This unusual formation is in the Badlands of South Dakota. Those white lines are thousands of rivulets, washes, creeks, and streams. The larger creek on the right is called Squaw Humper Creek, and to the left on top, joining the creek is Little Squaw Humper Creek.
Badlands National Park (Lakota: Makȟóšiča) is a national park in southwestern South Dakota that protects 242,756 acres (379.306 sq mi; 98,240 ha) of sharply eroded buttes, pinnacles, and spires blended with the largest undisturbed mixed grass prairie in the United States. For 11,000 years, First Nations Native Americans have used this area for their hunting grounds. Long before the Lakota were the little-studied paleo-Indians, followed by the Arikara people. Their descendants live today in North Dakota as a part of the Three Affiliated Tribes.

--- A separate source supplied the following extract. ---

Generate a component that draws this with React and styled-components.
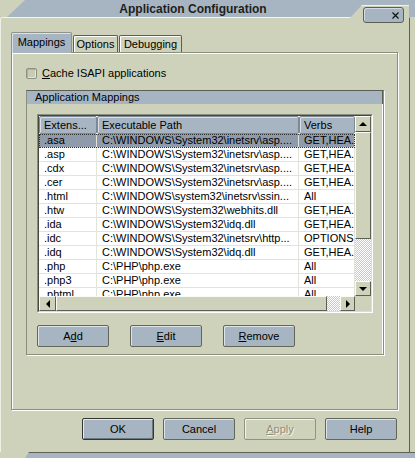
import React from 'react';
import styled, { createGlobalStyle } from 'styled-components';

// theme colours taken from the skinned dialog
const BEIGE = '#ced2bb';
const SLATE = '#a7b5c2';
const EDGE = '#8a8e7e';
const DARK = '#5c6054';
const GRID = '#e2e4dc';

const GlobalStyle = createGlobalStyle`
  html, body {
    margin: 0;
    padding: 0;
    background: ${BEIGE};
  }
  body {
    font-family: 'Liberation Sans', Arial, sans-serif;
    font-size: 11px;
    color: #000;
  }
`;

const Window = styled.div`
  position: relative;
  width: 415px;
  height: 458px;
  background: ${BEIGE};
  display: flex;
  flex-direction: column;
  overflow: hidden;
`;

const TitleBar = styled.div`
  height: 17px;
  margin-left: 7px;
  padding-right: 36px;
  background: ${SLATE};
  clip-path: polygon(18px 0, 100% 0, 100% 100%, 0 100%);
  font-size: 12px;
  font-weight: bold;
  line-height: 18px;
  text-align: center;
  color: #1d1f1c;
`;

// the beige notch that holds the close box, sits over the title bar
const CloseNotch = styled.div`
  position: absolute;
  top: 5px;
  left: 348px;
  width: 61px;
  height: 14px;
  background: ${BEIGE};
  border-top: 1px solid #f1f3ea;
  clip-path: polygon(14px 0, 100% 0, 100% 100%, 0 100%);
`;

const CloseButton = styled.div`
  position: absolute;
  top: 7px;
  left: 363px;
  width: 41px;
  height: 16px;
  box-sizing: border-box;
  background: ${SLATE};
  border: 1px solid ${DARK};
  border-radius: 3px;
  box-shadow: inset 1px 1px 0 #d3dbe2;
  display: flex;
  align-items: center;
  justify-content: flex-end;
  padding-right: 4px;
`;

const Frame = styled.div`
  flex: 1;
  width: 410px;
  box-sizing: border-box;
  border-top: 1px solid #f3f5ec;
  border-left: 1px solid #eef0e6;
  border-right: 1px solid ${DARK};
  border-top-left-radius: 3px;
  padding: 14px 11px 12px 10px;
  display: flex;
  flex-direction: column;
`;

const BottomEdge = styled.div`
  height: 6px;
  margin-left: 25px;
  box-sizing: border-box;
  background: ${SLATE};
  border-top: 1px solid #5d6354;
  clip-path: polygon(4px 0, 100% 0, 100% 100%, 0 100%);
`;

const TabStrip = styled.div`
  display: flex;
  align-items: flex-end;
  height: 21px;
  margin-bottom: -1px;
  position: relative;
  z-index: 1;
`;

const Tab = styled.div`
  width: ${(p) => p.$width}px;
  margin-left: ${(p) => p.$gap || 0}px;
  box-sizing: border-box;
  height: ${(p) => (p.$active ? 21 : 17)}px;
  margin-bottom: ${(p) => (p.$active ? 0 : 1)}px;
  background: ${(p) => (p.$active ? SLATE : BEIGE)};
  border: 1px solid ${(p) => (p.$active ? '#8e948a' : DARK)};
  border-bottom: none;
  border-radius: 2px 2px 0 0;
  box-shadow: inset 1px 1px 0 ${(p) => (p.$active ? '#dbe2e8' : '#fff')};
  text-align: center;
  line-height: ${(p) => (p.$active ? 19 : 16)}px;
`;

const Panel = styled.div`
  height: 358px;
  box-sizing: border-box;
  border: 1px solid ${EDGE};
  box-shadow: inset 1px 1px 0 #fff, 1px 1px 0 #fff;
  padding: 14px 13px 0 14px;
  display: flex;
  flex-direction: column;
`;

const CheckRow = styled.label`
  display: flex;
  align-items: center;
  gap: 5px;
  height: 12px;
  line-height: 12px;
`;

const Checkbox = styled.span`
  width: 11px;
  height: 11px;
  box-sizing: border-box;
  border: 1px solid #8d9183;
  border-radius: 2px;
  background: #c8ccb5;
  box-shadow: inset 1px 1px 0 #aeb29d, inset -1px -1px 0 #e4e6da;
`;

const Group = styled.div`
  margin-top: 11px;
  border: 1px solid ${EDGE};
  border-top-color: ${DARK};
  box-shadow: inset -1px 0 0 #fff, 1px 1px 0 #fff;
  padding-bottom: 7px;
  display: flex;
  flex-direction: column;
`;

const GroupTitle = styled.div`
  height: 13px;
  line-height: 13px;
  padding-left: 8px;
  background: ${SLATE};
  border-right: 1px solid ${DARK};
`;

const ListOuter = styled.div`
  height: 199px;
  margin: 10px 10px 0 10px;
  box-sizing: border-box;
  border: 1px solid;
  border-color: ${EDGE} #fff #fff ${EDGE};
`;

const ListInner = styled.div`
  height: 100%;
  box-sizing: border-box;
  border: 1px solid;
  border-color: #45483f #dcdfcf #dcdfcf #45483f;
  background: #fff;
  display: grid;
  grid-template-columns: 1fr 16px;
  grid-template-rows: 1fr 15px;
`;

const Table = styled.div`
  overflow: hidden;
  display: flex;
  flex-direction: column;
`;

const COLS = '58px 202px 1fr';

const HeaderRow = styled.div`
  display: grid;
  grid-template-columns: ${COLS};
  height: 18px;
  flex-shrink: 0;
`;

const HeaderCell = styled.div`
  box-sizing: border-box;
  background: ${SLATE};
  border: 1px solid #7d8894;
  border-radius: 2px;
  box-shadow: inset 1px 1px 0 #d9e0e6;
  padding-left: 4px;
  line-height: 16px;
  white-space: nowrap;
  overflow: hidden;
`;

const Row = styled.div`
  display: grid;
  grid-template-columns: ${COLS};
  height: 14px;
  flex-shrink: 0;
  box-sizing: border-box;
  border-bottom: 1px solid ${GRID};
  background: ${(p) => (p.$selected ? '#8f9bab' : '#fff')};
  outline: ${(p) => (p.$selected ? '1px dotted #333' : 'none')};
  outline-offset: -1px;
`;

const Cell = styled.div`
  padding-left: 5px;
  line-height: 13px;
  white-space: nowrap;
  overflow: hidden;
  border-right: 1px solid ${GRID};
`;

const VScroll = styled.div`
  display: flex;
  flex-direction: column;
  background: repeating-conic-gradient(#fff 0 25%, #c9cdb6 0 50%) 0 0 / 2px 2px;
`;

const HScroll = styled.div`
  display: flex;
  background: repeating-conic-gradient(#fff 0 25%, #c9cdb6 0 50%) 0 0 / 2px 2px;
`;

const ScrollPart = styled.div`
  flex: ${(p) => (p.$size ? `0 0 ${p.$size}px` : '1')};
  box-sizing: border-box;
  background: ${(p) => (p.$track ? 'transparent' : BEIGE)};
  border: ${(p) => (p.$track ? 'none' : '1px solid')};
  border-color: #fafbf5 ${DARK} ${DARK} #fafbf5;
  display: flex;
  align-items: center;
  justify-content: center;
`;

const Corner = styled.div`
  background: ${BEIGE};
`;

const arrows = {
  up: 'border-left: 4px solid transparent; border-right: 4px solid transparent; border-bottom: 4px solid #000;',
  down: 'border-left: 4px solid transparent; border-right: 4px solid transparent; border-top: 4px solid #000;',
  left: 'border-top: 4px solid transparent; border-bottom: 4px solid transparent; border-right: 4px solid #000;',
  right: 'border-top: 4px solid transparent; border-bottom: 4px solid transparent; border-left: 4px solid #000;',
};

const Arrow = styled.span`
  width: 0;
  height: 0;
  ${(p) => arrows[p.$dir]}
`;

const ButtonRow = styled.div`
  display: flex;
  gap: ${(p) => p.$gap}px;
  justify-content: ${(p) => (p.$right ? 'flex-end' : 'flex-start')};
  margin: ${(p) => p.$margin};
`;

const Button = styled.div`
  width: 72px;
  height: 22px;
  box-sizing: border-box;
  background: ${(p) => (p.$disabled ? BEIGE : SLATE)};
  border: 1px solid ${(p) => (p.$default ? '#34372f' : p.$disabled ? '#8f9384' : '#62675a')};
  border-radius: 2px;
  box-shadow: ${(p) =>
    p.$default
      ? 'inset 1px 1px 0 #e4eaef, inset -1px -1px 0 #6d7783'
      : `inset 1px 1px 0 ${p.$disabled ? '#f2f4ea' : '#dde4ea'}`};
  color: ${(p) => (p.$disabled ? '#8c907f' : '#000')};
  text-shadow: ${(p) => (p.$disabled ? '1px 1px 0 #f4f5ee' : 'none')};
  display: flex;
  align-items: center;
  justify-content: center;
`;

const PATH_ASP = 'C:\\WINDOWS\\System32\\inetsrv\\asp....';
const GET = 'GET,HEA.';

const mappings = [
  ['.asa', PATH_ASP, GET],
  ['.asp', PATH_ASP, GET],
  ['.cdx', PATH_ASP, GET],
  ['.cer', PATH_ASP, GET],
  ['.html', 'C:\\WINDOWS\\system32\\inetsrv\\ssin...', 'All'],
  ['.htw', 'C:\\WINDOWS\\System32\\webhits.dll', GET],
  ['.ida', 'C:\\WINDOWS\\System32\\idq.dll', GET],
  ['.idc', 'C:\\WINDOWS\\System32\\inetsrv\\http...', 'OPTIONS,'],
  ['.idq', 'C:\\WINDOWS\\System32\\idq.dll', GET],
  ['.php', 'C:\\PHP\\php.exe', 'All'],
  ['.php3', 'C:\\PHP\\php.exe', 'All'],
  ['.phtml', 'C:\\PHP\\php.exe', 'All'],
];

function App() {
  return (
    <Window>
      <GlobalStyle />
      <TitleBar>Application Configuration</TitleBar>
      <CloseNotch />
      <CloseButton>
        <svg width="7" height="7" viewBox="0 0 7 7">
          <path d="M0.5 0.5L6.5 6.5M6.5 0.5L0.5 6.5" stroke="#111" strokeWidth="1.2" />
        </svg>
      </CloseButton>

      <Frame>
        <TabStrip>
          <Tab $active $width={61}>Mappings</Tab>
          <Tab $width={45} $gap={1}>Options</Tab>
          <Tab $width={63} $gap={1}>Debugging</Tab>
        </TabStrip>

        <Panel>
          <CheckRow>
            <Checkbox />
            <span><u>C</u>ache ISAPI applications</span>
          </CheckRow>

          <Group>
            <GroupTitle>Application Mappings</GroupTitle>
            <ListOuter>
              <ListInner>
                <Table>
                  <HeaderRow>
                    <HeaderCell>Extens...</HeaderCell>
                    <HeaderCell>Executable Path</HeaderCell>
                    <HeaderCell>Verbs</HeaderCell>
                  </HeaderRow>
                  {mappings.map(([ext, path, verbs], i) => (
                    <Row key={ext} $selected={i === 0}>
                      <Cell>{ext}</Cell>
                      <Cell>{path}</Cell>
                      <Cell>{verbs}</Cell>
                    </Row>
                  ))}
                </Table>
                <VScroll>
                  <ScrollPart $size={16}><Arrow $dir="up" /></ScrollPart>
                  <ScrollPart $size={107} />
                  <ScrollPart $track />
                  <ScrollPart $size={15}><Arrow $dir="down" /></ScrollPart>
                </VScroll>
                <HScroll>
                  <ScrollPart $size={17}><Arrow $dir="left" /></ScrollPart>
                  <ScrollPart $size={271} />
                  <ScrollPart $track />
                  <ScrollPart $size={15}><Arrow $dir="right" /></ScrollPart>
                </HScroll>
                <Corner />
              </ListInner>
            </ListOuter>

            <ButtonRow $gap={21} $margin="12px 0 0 10px">
              <Button>A<u>d</u>d</Button>
              <Button><u>E</u>dit</Button>
              <Button><u>R</u>emove</Button>
            </ButtonRow>
          </Group>
        </Panel>

        <ButtonRow $right $gap={9} $margin="8px 1px 0 0">
          <Button $default>OK</Button>
          <Button>Cancel</Button>
          <Button $disabled><u>A</u>pply</Button>
          <Button>Help</Button>
        </ButtonRow>
      </Frame>
      <BottomEdge />
    </Window>
  );
}

export default App;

Archaeological records combined with oral traditions indicate these tribes camped down in secluded valleys where fresh water and game were available all year round. One can still find, eroding out of the stream banks today, the rocks and burnt charcoal remains of ancient campfires, as well as arrowheads and cutting tools that were used to butcher bison, rabbits, and other hunted game.
From the top of the Badlands, they could scout the area for their enemies and locate wandering animal herds. If hunting was good, they would remain into the winter months before retracing their way back to villages along the Missouri River. By one hundred and fifty years ago, the Great Sioux Nation, consisting of seven bands including the Oglala Lakota, had displaced most of the other tribes from the northern prairie.